Thursday, September 29, 2011

Morning Passages


A self-image that reminds one of something that no longer is, the habit of the praying night falling prey to something oscillating between abandonment and genius, followed by the emptiness and noise of the beautiful mornings, the sinfulness of a precarious opulence filled with laughter and the stench of smoke blending in with a despair growing so weak, weak enough as to be converted into shallow nostalgia. Not the nostalgia of the years gone by or of the person transfigured into a postcard, it's more like the lust of the hours, of the previous hours, spent in an ill combination of antipathy and reflection.

One always wants to write, it's an eternal craving, an abject metaphysical object. Even the slowest moments, those free from rage and untouched by time, those moments feel like an overture, a different kind of writing so to speak. They're incomplete, shattered, wholly unfulfilled, a bad reflection on art, but how true essentially. It is only the absence of passion what makes them soar and grow into illness, deadened undertones, thin hues, invisible wasted hours.
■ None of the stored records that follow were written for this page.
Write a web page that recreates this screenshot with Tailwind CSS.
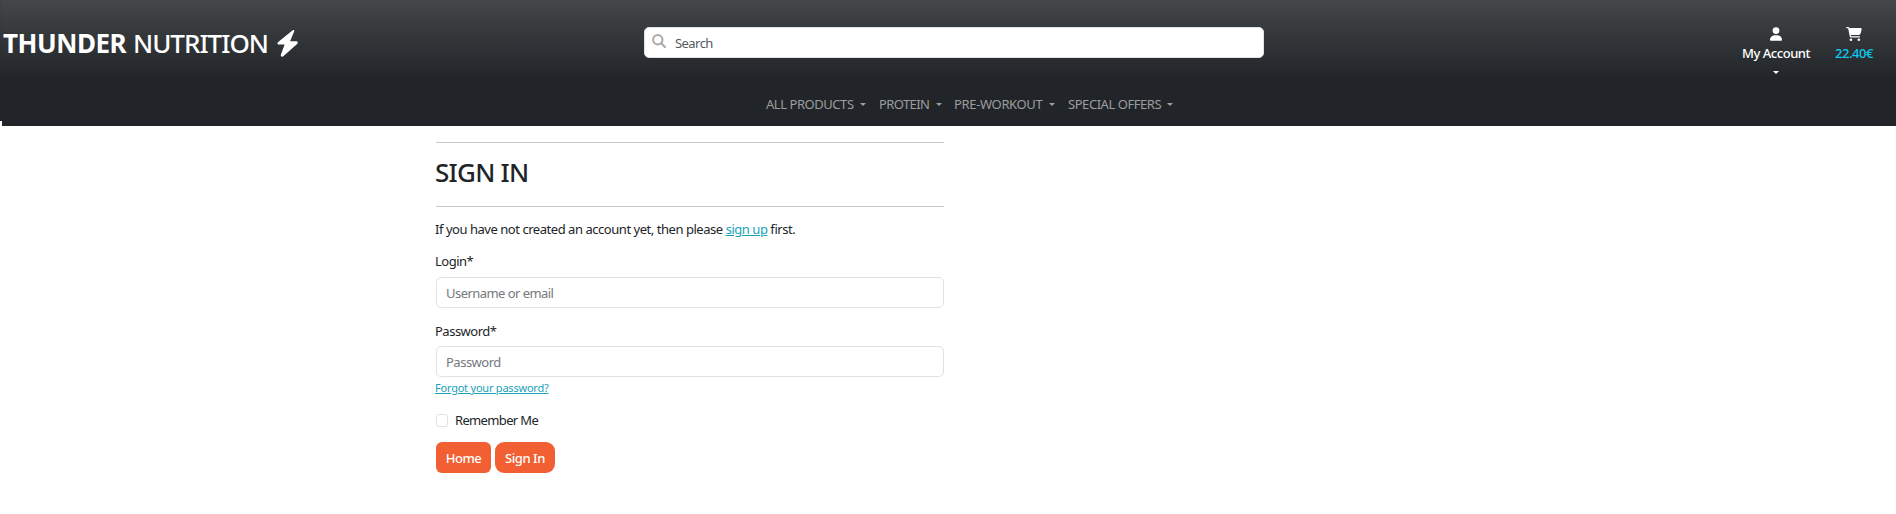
<!DOCTYPE html>
<html lang="en">
<head>
<meta charset="utf-8">
<title>Thunder Nutrition - Sign In</title>
<script src="https://cdn.jsdelivr.net/npm/@tailwindcss/browser@4"></script>
</head>
<body class="bg-white font-['Noto_Sans','Open_Sans',sans-serif] text-[13px] leading-[20px] text-[#212529] overflow-hidden">
<header class="flex h-[126px] items-start">
  <div class="h-[121px] w-[2px] shrink-0 bg-linear-to-b from-[#414547] to-[#212529] to-[80px]"></div>
  <div class="h-[126px] grow bg-linear-to-b from-[#434749] to-[#212529] to-[80px]">
    <div class="flex h-[88px] items-start">
      <a class="mt-[23px] ml-[1px] flex h-[40px] w-[641px] items-center text-[26px] text-white">
        <span class="w-[130px] whitespace-nowrap font-bold tracking-[-0.45px]">THUNDER</span>
        <span class="w-[144px] whitespace-nowrap font-medium tracking-[-1px]">NUTRITION</span>
        <svg class="h-[27px] w-[21px]" viewBox="0 0 21 27" fill="currentColor"><path d="M17.3 1.1C17.6.4 16.6-.3 15.7.3L1.2 12.1c-1.3 1.2-.8 2.5.7 2.5h5.7L3.9 24.4c-.6 1.8 1 2.9 2.4 1.9L20.1 13.9c1.2-1.1.6-2.6-.8-2.6h-6.2z"/></svg>
      </a>
      <div class="mt-[27px] flex h-[31px] w-[620px] items-center rounded-[5px] border border-[#dee2e6] bg-white pl-[7px]">
        <svg class="mb-[3px] h-[14px] w-[14px]" viewBox="0 0 14 14" fill="none" stroke="#aaa" stroke-width="2"><circle cx="5.8" cy="5.8" r="4.7"/><path d="M9.2 9.2l4 4" stroke-linecap="round"/></svg>
        <span class="ml-[9px] mt-[1px] tracking-[-0.55px] text-[#55595d]">Search</span>
      </div>
      <div class="mt-[27px] ml-[469px] flex w-[86px] flex-col items-center text-white">
        <svg class="h-[14px] w-[12px]" viewBox="0 0 448 512" fill="currentColor"><path d="M224 256a128 128 0 1 0 0-256 128 128 0 1 0 0 256zm-46 48C80 304 0 384 0 482c0 17 13 30 30 30h388c17 0 30-13 30-30 0-98-80-178-178-178z"/></svg>
        <span class="mt-[2px] whitespace-nowrap tracking-[-0.45px] font-medium">My Account</span>
        <span class="mt-[8px] border-x-3 border-t-3 border-x-transparent border-t-white"></span>
      </div>
      <div class="mt-[27px] ml-[4px] flex w-[62px] flex-col items-center text-[#0dcaf0]">
        <svg class="h-[14px] w-[16px]" viewBox="0 0 576 512" fill="white"><path d="M0 24C0 11 11 0 24 0h46c22 0 41 13 50 32h411c26 0 45 25 38 50l-41 152c-9 32-38 54-70 54H171l5 28c2 12 12 20 24 20h288c13 0 24 11 24 24s-11 24-24 24H200c-35 0-65-25-71-59L77 54c-1-4-4-6-7-6H24C11 48 0 37 0 24zm128 440a48 48 0 1 1 96 0 48 48 0 1 1-96 0zm336-48a48 48 0 1 1 0 96 48 48 0 1 1 0-96z"/></svg>
        <span class="mt-[2px] whitespace-nowrap tracking-[-0.45px] font-medium">22.40€</span>
      </div>
    </div>
    <nav class="flex pl-[764px] pt-[6px] text-[#9b9d9f] whitespace-nowrap">
      <a class="flex w-[113px] items-center"><span class="w-[94px] tracking-[-0.45px]">ALL PRODUCTS</span><span class="border-x-3 border-t-3 border-x-transparent border-t-[#9b9d9f]"></span></a>
      <a class="flex w-[75px] items-center"><span class="w-[57px] tracking-[-0.6px]">PROTEIN</span><span class="border-x-3 border-t-3 border-x-transparent border-t-[#9b9d9f]"></span></a>
      <a class="flex w-[114px] items-center"><span class="w-[95px] tracking-[-0.35px]">PRE-WORKOUT</span><span class="border-x-3 border-t-3 border-x-transparent border-t-[#9b9d9f]"></span></a>
      <a class="flex w-[113px] items-center"><span class="w-[99px] tracking-[-0.45px]">SPECIAL OFFERS</span><span class="border-x-3 border-t-3 border-x-transparent border-t-[#9b9d9f]"></span></a>
    </nav>
  </div>
</header>
<main class="ml-[436px] flex w-[508px] flex-col items-start pt-[16px]">
  <div class="h-[65px] w-full border-y border-[#c8c9ca] flex items-start">
    <h1 class="-ml-px mt-[13px] text-[26px] leading-[32px] font-medium tracking-[-0.75px]">SIGN IN</h1>
  </div>
  <p class="-ml-px mt-[12px] whitespace-nowrap tracking-[-0.46px]">If you have not created an account yet, then please <a class="text-[#17a2b8] underline">sign up</a> first.</p>
  <label class="-ml-px mt-[12px] tracking-[-0.5px]">Login*</label>
  <div class="mt-[6px] flex h-[31px] w-[508px] items-center rounded-[5px] border border-[#dee2e6] pl-[9px] pt-[1px] tracking-[-0.55px] text-[#75797d]">Username or email</div>
  <label class="-ml-px mt-[13px] tracking-[-0.5px]">Password*</label>
  <div class="mt-[5px] flex h-[31px] w-[508px] items-center rounded-[5px] border border-[#dee2e6] pl-[9px] pt-[1px] tracking-[-0.5px] text-[#75797d]">Password</div>
  <a class="-ml-px mt-[1px] text-[11px] tracking-[-0.22px] text-[#17a2b8] underline">Forgot your password?</a>
  <div class="mt-[12px] flex items-center">
    <span class="mt-[1px] h-[13px] w-[12px] rounded-[3px] border border-[#dee2e6]"></span>
    <span class="ml-[7px] tracking-[-0.65px]">Remember Me</span>
  </div>
  <div class="mt-[12px] flex gap-[4px] font-medium text-white">
    <button class="h-[31px] w-[55px] rounded-[6px] bg-[#f15f33] pt-[1px] tracking-[-0.45px]">Home</button>
    <button class="h-[31px] w-[60px] rounded-[9px] bg-[#f15f33] pt-[1px] tracking-[-0.45px]">Sign In</button>
  </div>
</main>
</body>
</html>
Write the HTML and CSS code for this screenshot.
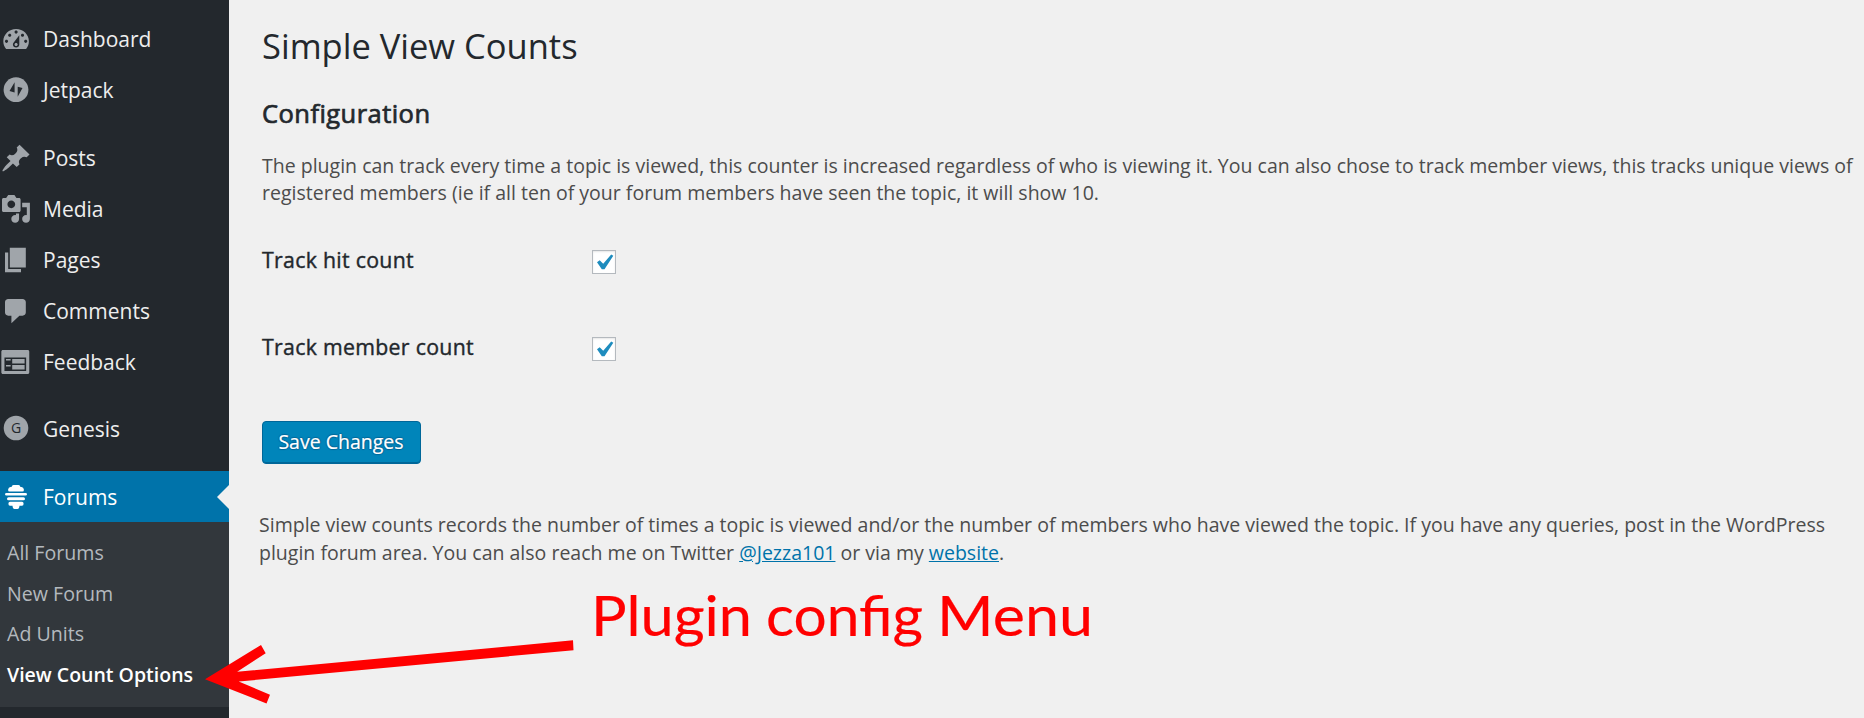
FILE: index.html
```html
<!DOCTYPE html>
<html lang="en">
<head>
<meta charset="utf-8">
<title>Simple View Counts</title>
<link rel="stylesheet" href="styles.css">
</head>
<body>
<div class="layout">
  <nav class="sidebar">
    <ul class="menu">
      <li class="item"><svg class="icon" viewBox="0 0 34 51"><path fill-rule="evenodd" transform="translate(.1 11.4) scale(1.6 1.54)" d="M3.76 16h12.48c1.1-1.37 1.76-3.11 1.76-5 0-4.42-3.58-8-8-8s-8 3.58-8 8c0 1.89.66 3.63 1.76 5zM10 4c.55 0 1 .45 1 1s-.45 1-1 1-1-.45-1-1 .45-1 1-1zM6 6c.55 0 1 .45 1 1s-.45 1-1 1-1-.45-1-1 .45-1 1-1zm8 0c.55 0 1 .45 1 1s-.45 1-1 1-1-.45-1-1 .45-1 1-1zm-5.37 5.55L12 7v6c0 1.1-.9 2-2 2s-2-.9-2-2c0-.57.24-1.08.63-1.45zM4 10c.55 0 1 .45 1 1s-.45 1-1 1-1-.45-1-1 .45-1 1-1zm12 0c.55 0 1 .45 1 1s-.45 1-1 1-1-.45-1-1 .45-1 1-1zm-5 3c0-.55-.45-1-1-1s-1 .45-1 1 .45 1 1 1 1-.45 1-1z"/></svg><span>Dashboard</span></li>
      <li class="item"><svg class="icon" viewBox="0 0 34 51"><circle cx="16" cy="25.7" r="12.4"/><path class="cut" d="M14.6 18.3v10.2l-5.1-1.6zM17.7 22.8l4.8 1.2-4.8 8.8z"/></svg><span>Jetpack</span></li>
      <li class="separator"></li>
      <li class="item"><svg class="icon" viewBox="0 0 34 51"><path transform="translate(.3 10.9) scale(1.57 1.54)" d="M10.44 3.02l1.82-1.82 6.36 6.35-1.83 1.82c-1.05-.68-2.48-.57-3.41.36l-.75.75c-.92.93-1.04 2.35-.35 3.41l-1.83 1.82-2.41-2.41-2.8 2.79c-.42.42-3.38 2.71-3.8 2.29s1.86-3.39 2.28-3.81l2.79-2.79L4.1 9.36l1.83-1.82c1.05.69 2.48.57 3.4-.36l.75-.75c.93-.92 1.05-2.35.36-3.41z"/></svg><span>Posts</span></li>
      <li class="item"><svg class="icon" viewBox="0 0 34 51"><path fill-rule="evenodd" transform="translate(.45 10.5) scale(1.55 1.54)" d="M13 11V4c0-.55-.45-1-1-1h-1.67L9 1H5L3.67 3H2c-.55 0-1 .45-1 1v7c0 .55.45 1 1 1h10c.55 0 1-.45 1-1zM7 4.5c1.38 0 2.5 1.12 2.5 2.5S8.38 9.5 7 9.5 4.5 8.38 4.5 7 5.62 4.5 7 4.5zM14 6h5v10.5c0 1.38-1.12 2.5-2.5 2.5S14 17.88 14 16.5s1.12-2.5 2.5-2.5c.17 0 .34.02.5.05V9h-3V6zm-4 8.05V13h2v3.5c0 1.38-1.12 2.5-2.5 2.5S7 17.88 7 16.5 8.12 14 9.5 14c.17 0 .34.02.5.05z"/></svg><span>Media</span></li>
      <li class="item"><svg class="icon" viewBox="0 0 34 51"><path transform="translate(.2 10.8) scale(1.6 1.52)" d="M6 15V2h10v13H6zm-1 1h8v2H3V5h2v11z"/></svg><span>Pages</span></li>
      <li class="item"><svg class="icon" viewBox="0 0 34 51"><path transform="translate(.2 10.9) scale(1.6 1.52)" d="M5 2h9c1.1 0 2 .9 2 2v7c0 1.1-.9 2-2 2h-2l-5 5v-5H5c-1.1 0-2-.9-2-2V4c0-1.1.9-2 2-2z"/></svg><span>Comments</span></li>
      <li class="item"><svg class="icon" viewBox="0 0 34 51"><path fill-rule="evenodd" transform="translate(-.2 11) scale(1.55 1.5)" d="M2 2h16c.55 0 1 .45 1 1v14c0 .55-.45 1-1 1H2c-.55 0-1-.45-1-1V3c0-.55.45-1 1-1zm15 14V7H3v9h14zM4 8v1h3V8H4zm4 0v3h8V8H8zm-4 4v1h3v-1H4zm4 0v3h8v-3H8z"/></svg><span>Feedback</span></li>
      <li class="separator short"></li>
      <li class="item"><svg class="icon" viewBox="0 0 34 51"><circle cx="16" cy="25" r="12.3"/><text class="cut letter" x="16.2" y="30" text-anchor="middle">G</text></svg><span>Genesis</span></li>
      <li class="separator"></li>
      <li class="item current"><svg class="icon" viewBox="0 0 34 51"><path transform="translate(0 1)" d="M13.5 13h5q1.500 0 2 1.900h1q2 0 2.400 2.500.3 2.200-1.600 2.200H9.700q-1.900 0-1.600-2.200.4-2.500 2.400-2.500h1q.5-1.900 2-1.900zM6.500 21h19q1.500 0 1.500 1.300t-1.500 1.300h-19Q5 23.600 5 22.300T6.500 21zM8.500 25.200h15q1.500 0 1.500 1.500t-1.500 1.500h-15q-1.500 0-1.500-1.500t1.500-1.500zM10 29.700h12q1.600 0 1.600 2t-1.600 2h-2.500q-.3 3.300-2 3.300h-3q-1.700 0-2-3.300H10q-1.600 0-1.600-2t1.600-2z"/></svg><span>Forums</span></li>
    </ul>
    <ul class="submenu">
      <li>All Forums</li>
      <li>New Forum</li>
      <li>Ad Units</li>
      <li class="active">View Count Options</li>
    </ul>
  </nav>
  <main class="content">
    <h1 class="title">Simple View Counts</h1>
    <h2 class="subtitle">Configuration</h2>
    <p class="intro">The plugin can track every time a topic is viewed, this counter is increased regardless of who is viewing it. You can also chose to track member views, this tracks unique views of<br>registered members (ie if all ten of your forum members have seen the topic, it will show 10.</p>
    <div class="field"><span class="label">Track hit count</span><span class="checkbox"><svg viewBox="0 0 24 24"><path d="M5 12.300l2.700-2 3.500 3.400 8-9.200 2.100 1.300-8.800 13.400h-2.700z"/></svg></span></div>
    <div class="field"><span class="label">Track member count</span><span class="checkbox"><svg viewBox="0 0 24 24"><path d="M5 12.300l2.700-2 3.500 3.400 8-9.200 2.100 1.300-8.800 13.400h-2.700z"/></svg></span></div>
    <button class="save" type="button">Save Changes</button>
    <p class="about">Simple view counts records the number of times a topic is viewed and/or the number of members who have viewed the topic. If you have any queries, post in the WordPress<br>plugin forum area. You can also reach me on Twitter <a href="#">@Jezza101</a> or via my <a href="#">website</a>.</p>
  </main>
  <svg class="annotation" viewBox="0 0 1864 718">
    <path d="M205 679.300L261 645l4.700 8.300-28.500 18.400L573 640.300l.5 9.900-334.800 31.300 31.300 13.200-3.500 8.700z"/>
    <text x="591" y="636" textLength="161" lengthAdjust="spacingAndGlyphs">Plugin</text>
    <text x="766" y="636" textLength="157" lengthAdjust="spacingAndGlyphs">config</text>
    <text x="937" y="636" textLength="156" lengthAdjust="spacingAndGlyphs">Menu</text>
  </svg>
</div>
</body>
</html>
```
FILE: styles.css
```css
* { box-sizing: border-box; }
body {
  margin: 0;
  background: #f0f0f0;
  color: #4c4c4c;
  font-family: "Open Sans", sans-serif;
  font-size: 19.52px;
}
.layout {
  position: relative;
  display: flex;
  width: 1864px;
  height: 718px;
  overflow: hidden;
}
.sidebar {
  flex: none;
  width: 229px;
  background: #23282d;
}
.menu, .submenu {
  margin: 0;
  padding: 0;
  list-style: none;
}
.menu { padding-top: 13px; }
.item {
  position: relative;
  display: flex;
  height: 51px;
  color: #eee;
  font-size: 21px;
  line-height: 53px;
  white-space: nowrap;
}
.icon {
  flex: none;
  width: 34px;
  height: 51px;
  margin-right: 9px;
  fill: #a0a5aa;
}
.cut { fill: #23282d; }
.letter { font: 14px "Open Sans", sans-serif; }
.separator { height: 17px; }
.short { height: 16px; }
.current {
  background: #0073aa;
  color: #fff;
}
.current .icon { fill: #fff; }
.current::after {
  content: "";
  position: absolute;
  right: 0;
  top: 14px;
  border: 12px solid transparent;
  border-left: 0;
  border-right-color: #f0f0f0;
}
.submenu {
  height: 185px;
  padding: 11px 7px 0;
  background: #32373c;
  color: #b4b9be;
  font-size: 19.6px;
  line-height: 40.7px;
  white-space: nowrap;
}
.active {
  color: #fff;
  font-size: 19.5px;
  font-weight: 600;
}
.content {
  flex: 1;
  padding: 22px 0 0 33px;
  white-space: nowrap;
}
.title, .subtitle {
  margin: 0;
  color: #23282d;
}
.title {
  font-size: 34.5px;
  font-weight: 400;
  line-height: 48px;
}
.subtitle {
  margin-top: 27px;
  font-size: 25.5px;
  font-weight: 400;
  line-height: 32px;
  letter-spacing: .45px;
  -webkit-text-stroke: .7px #23282d;
}
.intro {
  margin: 23px 0 0;
  line-height: 27px;
}
.field {
  display: flex;
  align-items: center;
  height: 87px;
}
.intro + .field { margin-top: 10px; }
.label {
  width: 330px;
  color: #23282d;
  font-size: 21.3px;
  letter-spacing: .3px;
  -webkit-text-stroke: .4px #23282d;
}
.checkbox {
  width: 24px;
  height: 24px;
  margin-top: 4px;
  border: 1px solid #b4b9be;
  background: #fff;
  box-shadow: inset 0 1px 2px rgba(0, 0, 0, .1);
}
.checkbox svg {
  display: block;
  width: 24px;
  height: 24px;
  margin: -1px;
  fill: #1e8cbe;
}
.save {
  display: block;
  width: 159px;
  height: 43px;
  margin: 31px 0 0;
  padding: 0 1px 2px 0;
  border: 1px solid #006799;
  border-radius: 4px;
  background: #0085ba;
  box-shadow: inset 0 -1px 0 #006799;
  color: #fff;
  font: 19.5px "Open Sans", sans-serif;
  text-shadow: 0 -1px 1px #006799, 1px 0 1px #006799, 0 1px 1px #006799, -1px 0 1px #006799;
  -webkit-text-stroke: .2px #fff;
}
.about {
  margin: 47px 0 0 -3px;
  line-height: 28px;
}
.about a { color: #0073aa; }
.annotation {
  position: absolute;
  left: 0;
  top: 0;
  width: 1864px;
  height: 718px;
  fill: #f00;
  font: 57px Lato, sans-serif;
  pointer-events: none;
}
.annotation text {
  stroke: #f00;
  stroke-width: .2px;
}
```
He re-reads himself, not absent from glee, not absent from contempt, but finds the words poetically dead, written for another time, succulent but too much inebriated. Not standing on their feet for long enough to shatter the mirror that reflects them.

Writing philosophy, you thought, what an obscene idea! A certain immaturity comes embedded with the thought, with philosophical ambition itself. The nights always a temple, a burden to relief, so ugly the mornings, perfect for oblivion, for deep sleep, unfit for conversations, completely deranged, impaired for truth. Devotion to philosophy alone is a form of vertical annihilation, one could possibly never write anything out of such self-defeating source. Poetics, philosophy, verbosity - it all works against the pursuit of truth that a writer is meant to convey, falsifies the source so to speak, tanning it with blood from another age, stealing whatever there is of life and thirst in the curious observation of the world. Real prose should be completely uninspiring, that's where its Messianic message is: the hatred for the step-mother, the stupidity of the brother, the failed love of the father, life in the village, the erotic encounter in dim light, the shadow of a man that this or that writer now is.

The selfless discovery, that pursued by science, the originality of philosophy, the claim of the exceptional, doesn't quite hold up for literature; that's why I entirely agree with the saying that the modern novel shouldn't be difficult to write at all. This easiness however is a bear trap, a cage, because there's a difference between poverty of language and deconstruction of expression: The language must be built up, step by step, in all its beauty, ecstatic in colors, opulent philosophical monster and then, only then, it must be slowly reduced to its minimal proportion in violent strokes. That's the only moment when modern literature happens, it is not something that you do, it's something that just happens.

There's more miracle than sculpture. Writing must live always outside of itself, it must be a pilgrim on its own skin, as if on Christian virtue, believing it's nothing but a loan less temporary than life, refraining from the use of existence as an actual word. It is that position of observation, even in the most personal and intimate matters, what can turn guilt into an absurd proposition to make on oneself, it's nothing but a philosophical trap, a semantic tribute to dead landscapes, to chemically dried fruits. Looking at a painting, that's to no avail when one's fishing for a trope; he's ought to await patiently the moment in which the painting grows legs of textile and they carpet the world, drowning the surplus of elaboration, saving the incidental detail, allowing the maggots to surface in majesty, overlooking the rotten body of the animal.

The imagination is a futile device, at a time when the tide has swept away the wild currents of the fictive characters that furnished the world with aesthetic independence; the barriers have been lifted in between the rivers and the cities and the oceans. The realities, political and historical, two words since ever forbidden in literature, run miles ahead of the most imaginative care-free childish mind, wrapping the ailments of desire and pushing them forward into a compunction, an obsessive absence of desire; the present, instead of rapid and beautiful, has turned into the ever so stultified image of events, unfolding without enough paucity to catch one's breath and begin anew as the pen demands. Art must be everything but silent, and pure thought, prolonged contemplation, too much time spent in the daily hour, have become forms of sin, forms of reckless silence, of muteness, incapability. Art must not sin, it must only sin without knowing. Knowledge, the curse of Eve, is already a treaty, an apology, an homily, and no longer the billboard in the train station turned into innocuous passion that is called in the other words, the modern novel.

A dead thing. Too quick to live, too quick to pass out.